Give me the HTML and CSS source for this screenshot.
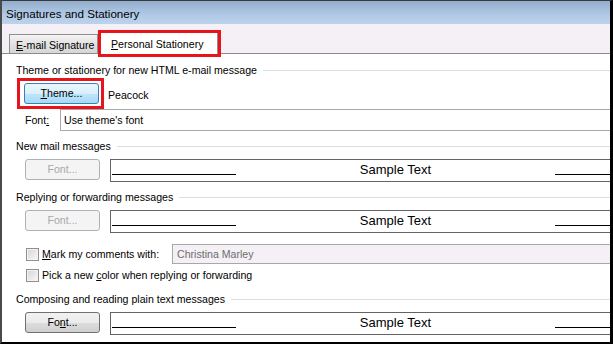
FILE: index.html
```html
<!DOCTYPE html>
<html lang="en">

<head>
   <meta charset="UTF-8">
   <title>Signatures and Stationery</title>
   <link rel="stylesheet" href="styles.css">
</head>

<body>
   <div class="window">
      <div class="titlebar">Signatures and Stationery</div>

      <!-- Tabs -->
      <div class="tabstrip">
         <div class="tab"><u>E</u>-mail Signature</div>
         <div class="callout tab-callout">
            <div class="tab tab-active"><u>P</u>ersonal Stationery</div>
         </div>
      </div>

      <div class="panel">
         <div class="group-title">Theme or stationery for new HTML e-mail message</div>

         <div class="theme-row">
            <div class="callout btn-callout">
               <div class="btn btn-blue"><u>T</u>heme...</div>
            </div>
            <span class="theme-name">Peacock</span>
         </div>

         <div class="font-row">
            <span class="label">Font<u>:</u></span>
            <div class="field">Use theme's font</div>
         </div>

         <div class="group-title gap">New mail messages</div>
         <div class="sample-row">
            <div class="btn btn-disabled">Font...</div>
            <div class="sample">
               <span class="rule"></span>
               <span class="sample-text">Sample Text</span>
               <span class="rule"></span>
            </div>
         </div>

         <div class="group-title gap">Replying or forwarding messages</div>
         <div class="sample-row">
            <div class="btn btn-disabled">Font...</div>
            <div class="sample">
               <span class="rule"></span>
               <span class="sample-text">Sample Text</span>
               <span class="rule"></span>
            </div>
         </div>

         <div class="check-row first">
            <span class="checkbox"></span>
            <span class="check-label mark-label"><u>M</u>ark my comments with:</span>
            <div class="field field-disabled">Christina Marley</div>
         </div>
         <div class="check-row second">
            <span class="checkbox"></span>
            <span class="check-label">Pick a new <u>c</u>olor when replying or forwarding</span>
         </div>

         <div class="group-title gap-check">Composing and reading plain text messages</div>
         <div class="sample-row">
            <div class="btn btn-gray">Fo<u>n</u>t...</div>
            <div class="sample">
               <span class="rule"></span>
               <span class="sample-text">Sample Text</span>
               <span class="rule"></span>
            </div>
         </div>
      </div>
   </div>
</body>

</html>
```

FILE: styles.css
```css
body {
   margin: 0;
   background: #fff;
   font-family: 'Liberation Sans', Arial, sans-serif;
   font-size: 10.6px;
   color: #000;
}

.window {
   width: 613px;
   height: 344px;
   box-sizing: border-box;
   border-top: 1px solid #3a3a3a;
   border-left: 2px solid #4a4a4a;
   border-right: 3px solid #000;
   border-bottom: 2px solid #000;
   display: flex;
   flex-direction: column;
   overflow: hidden;
}

.titlebar {
   height: 23px;
   line-height: 26px;
   padding-left: 4px;
   font-size: 11.6px;
   background: linear-gradient(#93aecd, #b0c9e5 60%, #bcd3ec);
   flex-shrink: 0;
}

/* tab strip */
.tabstrip {
   height: 29px;
   flex-shrink: 0;
   display: flex;
   align-items: flex-end;
   padding-left: 7px;
   background: #f5f0f5;
}

.tab {
   width: 89px;
   height: 19px;
   line-height: 20px;
   padding: 0 0 0 6px;
   box-sizing: border-box;
   border: 1px solid #8e8f8f;
   border-bottom: none;
   background: linear-gradient(#f4f4f4, #e2e2e2 50%, #d6d6d6);
   white-space: nowrap;
}

.callout {
   border: 3px solid #e8141b;
}

.tab-callout {
   position: relative;
   z-index: 1;
   margin-bottom: -4px;
   background: #fff;
}

.tab-active {
   height: 21px;
   line-height: 22px;
   width: 117px;
   padding: 0 0 0 10px;
   border: none;
   border-right: 1px solid #8e8f8f;
   background: #fff;
}

.panel {
   flex: 1;
   border-top: 1px solid #8c8c8c;
   padding: 9px 0 0 14px;
   background: #fff;
   overflow: hidden;
}

.group-title {
   display: flex;
   align-items: center;
   height: 14px;
   line-height: 14px;
   white-space: nowrap;
}

.group-title::after {
   content: '';
   flex: 1;
   height: 1px;
   margin-left: 6px;
   background: #d5dfe5;
}

.gap {
   margin-top: 8px;
}

.gap-check {
   margin-top: 10px;
}

.theme-row {
   display: flex;
   align-items: center;
   margin-top: 1px;
}

.btn-callout {
   margin-left: 1px;
   padding: 2px 2px 2px 4px;
}

.btn {
   width: 75px;
   height: 21px;
   box-sizing: border-box;
   line-height: 19px;
   text-align: center;
   border-radius: 3px;
   flex-shrink: 0;
}

.btn-blue {
   border: 1px solid #3c7fb1;
   background: linear-gradient(#eaf6fd, #d9f0fc 50%, #bee6fd 51%, #a7d9f5);
}

.btn-gray {
   border: 1px solid #707070;
   background: linear-gradient(#f2f2f2, #ebebeb 50%, #dddddd 51%, #cfcfcf);
}

.btn-disabled {
   border: 1px solid #adb2b5;
   background: #f4f4f4;
   color: #a8a8a8;
}

.theme-name {
   margin-left: 4px;
   margin-top: 2px;
}

.font-row {
   display: flex;
   align-items: center;
}

.label {
   margin-left: 9px;
   width: 35px;
}

.field {
   flex: 1;
   height: 22px;
   line-height: 20px;
   box-sizing: border-box;
   padding-left: 3px;
   border: 1px solid #a8a8a8;
   border-right: none;
   white-space: nowrap;
}

.field-disabled {
   height: 20px;
   line-height: 18px;
   padding-left: 4px;
   background: #f5f0f5;
   color: #6d6d6d;
}

.mark-label {
   width: 130px;
}

.sample-row {
   display: flex;
   align-items: flex-start;
   margin-top: 6px;
}

.sample-row .btn {
   margin: 0 10px 0 9px;
}

.sample {
   width: 571px;
   flex-shrink: 0;
   height: 23px;
   box-sizing: border-box;
   border: 1px solid #646464;
   display: flex;
   align-items: flex-end;
   padding: 0 1px 6px 1px;
}

.rule {
   width: 124px;
   height: 1px;
   background: #000;
   flex-shrink: 0;
}

.sample-text {
   flex: 1;
   text-align: center;
   font-size: 13px;
   line-height: 15px;
   margin-bottom: -2px;
}

.check-row {
   display: flex;
   align-items: center;
}

.check-row.first {
   margin-top: 11px;
}

.check-row.second {
   margin-top: 4px;
   height: 14px;
}

.checkbox {
   width: 13px;
   height: 13px;
   box-sizing: border-box;
   margin-left: 10px;
   margin-right: 3px;
   border: 1px solid #8f8f8f;
   box-shadow: inset 0 0 0 1px #f4f4f4;
   background: linear-gradient(135deg, #d4d4d4, #eeeeee 70%, #f6f6f6);
   flex-shrink: 0;
}

.check-label {
   white-space: nowrap;
}
```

## [PROBLEM]
Extract the full listing above verbatim; pictures are to be left out of the copy.

## [RESULT FOR THIS TASK]
Give me the HTML and CSS source for this screenshot.
FILE: index.html
```html
<!DOCTYPE html>
<html lang="en">

<head>
   <meta charset="UTF-8">
   <title>Signatures and Stationery</title>
   <link rel="stylesheet" href="styles.css">
</head>

<body>
   <div class="window">
      <div class="titlebar">Signatures and Stationery</div>

      <!-- Tabs -->
      <div class="tabstrip">
         <div class="tab"><u>E</u>-mail Signature</div>
         <div class="callout tab-callout">
            <div class="tab tab-active"><u>P</u>ersonal Stationery</div>
         </div>
      </div>

      <div class="panel">
         <div class="group-title">Theme or stationery for new HTML e-mail message</div>

         <div class="theme-row">
            <div class="callout btn-callout">
               <div class="btn btn-blue"><u>T</u>heme...</div>
            </div>
            <span class="theme-name">Peacock</span>
         </div>

         <div class="font-row">
            <span class="label">Font<u>:</u></span>
            <div class="field">Use theme's font</div>
         </div>

         <div class="group-title gap">New mail messages</div>
         <div class="sample-row">
            <div class="btn btn-disabled">Font...</div>
            <div class="sample">
               <span class="rule"></span>
               <span class="sample-text">Sample Text</span>
               <span class="rule"></span>
            </div>
         </div>

         <div class="group-title gap">Replying or forwarding messages</div>
         <div class="sample-row">
            <div class="btn btn-disabled">Font...</div>
            <div class="sample">
               <span class="rule"></span>
               <span class="sample-text">Sample Text</span>
               <span class="rule"></span>
            </div>
         </div>

         <div class="check-row first">
            <span class="checkbox"></span>
            <span class="check-label mark-label"><u>M</u>ark my comments with:</span>
            <div class="field field-disabled">Christina Marley</div>
         </div>
         <div class="check-row second">
            <span class="checkbox"></span>
            <span class="check-label">Pick a new <u>c</u>olor when replying or forwarding</span>
         </div>

         <div class="group-title gap-check">Composing and reading plain text messages</div>
         <div class="sample-row">
            <div class="btn btn-gray">Fo<u>n</u>t...</div>
            <div class="sample">
               <span class="rule"></span>
               <span class="sample-text">Sample Text</span>
               <span class="rule"></span>
            </div>
         </div>
      </div>
   </div>
</body>

</html>
```

FILE: styles.css
```css
body {
   margin: 0;
   background: #fff;
   font-family: 'Liberation Sans', Arial, sans-serif;
   font-size: 10.6px;
   color: #000;
}

.window {
   width: 613px;
   height: 344px;
   box-sizing: border-box;
   border-top: 1px solid #3a3a3a;
   border-left: 2px solid #4a4a4a;
   border-right: 3px solid #000;
   border-bottom: 2px solid #000;
   display: flex;
   flex-direction: column;
   overflow: hidden;
}

.titlebar {
   height: 23px;
   line-height: 26px;
   padding-left: 4px;
   font-size: 11.6px;
   background: linear-gradient(#93aecd, #b0c9e5 60%, #bcd3ec);
   flex-shrink: 0;
}

/* tab strip */
.tabstrip {
   height: 29px;
   flex-shrink: 0;
   display: flex;
   align-items: flex-end;
   padding-left: 7px;
   background: #f5f0f5;
}

.tab {
   width: 89px;
   height: 19px;
   line-height: 20px;
   padding: 0 0 0 6px;
   box-sizing: border-box;
   border: 1px solid #8e8f8f;
   border-bottom: none;
   background: linear-gradient(#f4f4f4, #e2e2e2 50%, #d6d6d6);
   white-space: nowrap;
}

.callout {
   border: 3px solid #e8141b;
}

.tab-callout {
   position: relative;
   z-index: 1;
   margin-bottom: -4px;
   background: #fff;
}

.tab-active {
   height: 21px;
   line-height: 22px;
   width: 117px;
   padding: 0 0 0 10px;
   border: none;
   border-right: 1px solid #8e8f8f;
   background: #fff;
}

.panel {
   flex: 1;
   border-top: 1px solid #8c8c8c;
   padding: 9px 0 0 14px;
   background: #fff;
   overflow: hidden;
}

.group-title {
   display: flex;
   align-items: center;
   height: 14px;
   line-height: 14px;
   white-space: nowrap;
}

.group-title::after {
   content: '';
   flex: 1;
   height: 1px;
   margin-left: 6px;
   background: #d5dfe5;
}

.gap {
   margin-top: 8px;
}

.gap-check {
   margin-top: 10px;
}

.theme-row {
   display: flex;
   align-items: center;
   margin-top: 1px;
}

.btn-callout {
   margin-left: 1px;
   padding: 2px 2px 2px 4px;
}

.btn {
   width: 75px;
   height: 21px;
   box-sizing: border-box;
   line-height: 19px;
   text-align: center;
   border-radius: 3px;
   flex-shrink: 0;
}

.btn-blue {
   border: 1px solid #3c7fb1;
   background: linear-gradient(#eaf6fd, #d9f0fc 50%, #bee6fd 51%, #a7d9f5);
}

.btn-gray {
   border: 1px solid #707070;
   background: linear-gradient(#f2f2f2, #ebebeb 50%, #dddddd 51%, #cfcfcf);
}

.btn-disabled {
   border: 1px solid #adb2b5;
   background: #f4f4f4;
   color: #a8a8a8;
}

.theme-name {
   margin-left: 4px;
   margin-top: 2px;
}

.font-row {
   display: flex;
   align-items: center;
}

.label {
   margin-left: 9px;
   width: 35px;
}

.field {
   flex: 1;
   height: 22px;
   line-height: 20px;
   box-sizing: border-box;
   padding-left: 3px;
   border: 1px solid #a8a8a8;
   border-right: none;
   white-space: nowrap;
}

.field-disabled {
   height: 20px;
   line-height: 18px;
   padding-left: 4px;
   background: #f5f0f5;
   color: #6d6d6d;
}

.mark-label {
   width: 130px;
}

.sample-row {
   display: flex;
   align-items: flex-start;
   margin-top: 6px;
}

.sample-row .btn {
   margin: 0 10px 0 9px;
}

.sample {
   width: 571px;
   flex-shrink: 0;
   height: 23px;
   box-sizing: border-box;
   border: 1px solid #646464;
   display: flex;
   align-items: flex-end;
   padding: 0 1px 6px 1px;
}

.rule {
   width: 124px;
   height: 1px;
   background: #000;
   flex-shrink: 0;
}

.sample-text {
   flex: 1;
   text-align: center;
   font-size: 13px;
   line-height: 15px;
   margin-bottom: -2px;
}

.check-row {
   display: flex;
   align-items: center;
}

.check-row.first {
   margin-top: 11px;
}

.check-row.second {
   margin-top: 4px;
   height: 14px;
}

.checkbox {
   width: 13px;
   height: 13px;
   box-sizing: border-box;
   margin-left: 10px;
   margin-right: 3px;
   border: 1px solid #8f8f8f;
   box-shadow: inset 0 0 0 1px #f4f4f4;
   background: linear-gradient(135deg, #d4d4d4, #eeeeee 70%, #f6f6f6);
   flex-shrink: 0;
}

.check-label {
   white-space: nowrap;
}
```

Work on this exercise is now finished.